The use of maxims, or sententious language, is appropriate in respect of age (time of life) to elders, and as to subjects, should be directed to those in which the speaker has experience; since for one who is not so far advanced in life to employ maxims is as unbecoming as story-telling (i. e. fables, legends, mythical stories), whilst to talk about things that one knows nothing of is a mark of folly and ignorance (or want of cultivation). A sufficient indication (of the truth of what has just been said, viz. that it is only the simpleton, or the ignorant and uneducated, that pronounces maxims upon subjects of which he knows nothing), is the fact that rustics (clowns, boors) are especially given to maxim-coining, and ever ready to shew them off (exhibit them).
— Aristotle in The Rhetoric of Aristotle, Volume 2, translated with commentary by Edward Meredith Cope, edited by John Edwin Sandys, (Cambridge, England: University Press, 1877), p. 212.

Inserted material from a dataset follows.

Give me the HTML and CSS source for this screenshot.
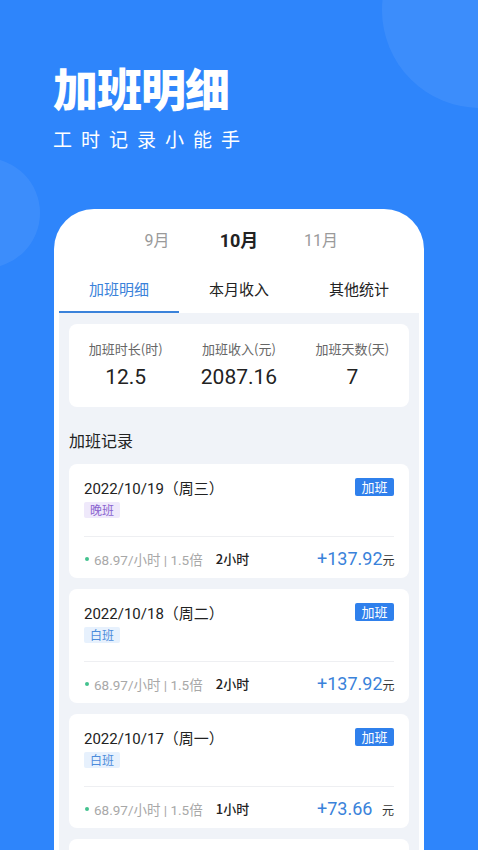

"The use of maxims, or sententious language"
The use of maxims is appropriate when the speaker is a person of some age and the subject one of which he has experience; for it is as unbecoming as storytelling in the mouths of the young, and in the absence of experience is a mark of folly and lack of culture, as indeed is sufficiently evident in the case of rustics who are always fond of coining maxims and ready to air them.
— Aristotle in The Rhetoric of Aristotle, translated by James Edward Cowell Welldon, (London; New York: Macmillan and Co., 1886), p. 187.
"The use of maxims is appropriate"
It is unbecoming for young men to utter maxims.